More documentation for how to use with requests/lxml #97

lukeprofits · 2023-07-31T07:17:09Z

Selenium is awesome, but I am trying to use this with requests and lxml. It seems like it is solving things properly, but I am having trouble submitting the solution. Could you add some example usage to the readme?

This is what I am doing right now using requests/lxml:

import random
import requests
from lxml import html
from fake_useragent import UserAgent
import csv
import time
import os
from amazoncaptcha import AmazonCaptcha


amazon_captcha_xpath = '//h4[contains(text(), "Enter the characters you see below")]'
captcha_image_xpath = '//div[@class="a-row a-text-center"]/img/@src'


def get_link(url, session=None, user_agent=None, proxy=None):
    """
    Fetches the HTML content from the provided URL.
    Returns a parsed lxml HTML tree that can be used with XPath.
    """
    ua = UserAgent()
    headers = {'User-Agent': ua.google if not user_agent else user_agent}
    proxies = {'http': proxy, 'https': proxy} if proxy else {}

    if session is None:
        session = requests.Session()

    response = session.get(url, headers=headers, proxies=proxies)
    tree = html.fromstring(response.content)

    return tree, session


# code that does stuff assuming there is no captcha.

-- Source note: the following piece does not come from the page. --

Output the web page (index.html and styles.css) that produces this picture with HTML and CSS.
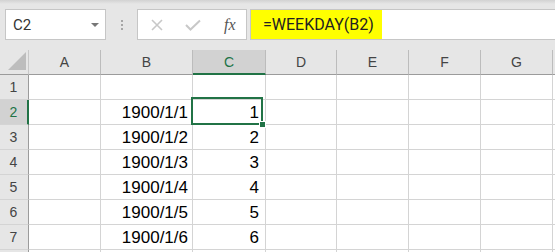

Leaving it out because it's long and probably not helpful.

if tree.xpath(amazon_captcha_xpath):
    bot_check = True
    print(html.tostring(tree).decode())
    print('[ Captcha Detected! ]')

    captcha_image_link = tree.xpath(captcha_image_xpath)[0]
    print(captcha_image_link)

    solution = AmazonCaptcha.fromlink(captcha_image_link).solve()
    print(f'Solution is: {solution}')

    print('Pausing to seem human...')
    time.sleep(random.randrange(3, 15))

 
    print('Submitting solution')
    
    # THIS IS THE PART TO SUBIMT IT THAT DOES NOT SEEM TO WORK
    
    amzn = tree.xpath('//input[@name="amzn"]/@value')[0]
    amzn_r = tree.xpath('//input[@name="amzn-r"]/@value')[0]

    data = {
        'amzn': amzn,
        'amzn-r': amzn_r,
        'field-keywords': solution
    }

    response = response = session.post('https://www.amazon.com/errors/validateCaptcha', data=data)

    # check response
    print(response.status_code)   # always comes back as 503
    #print(response.text)
    #input('PAUSED')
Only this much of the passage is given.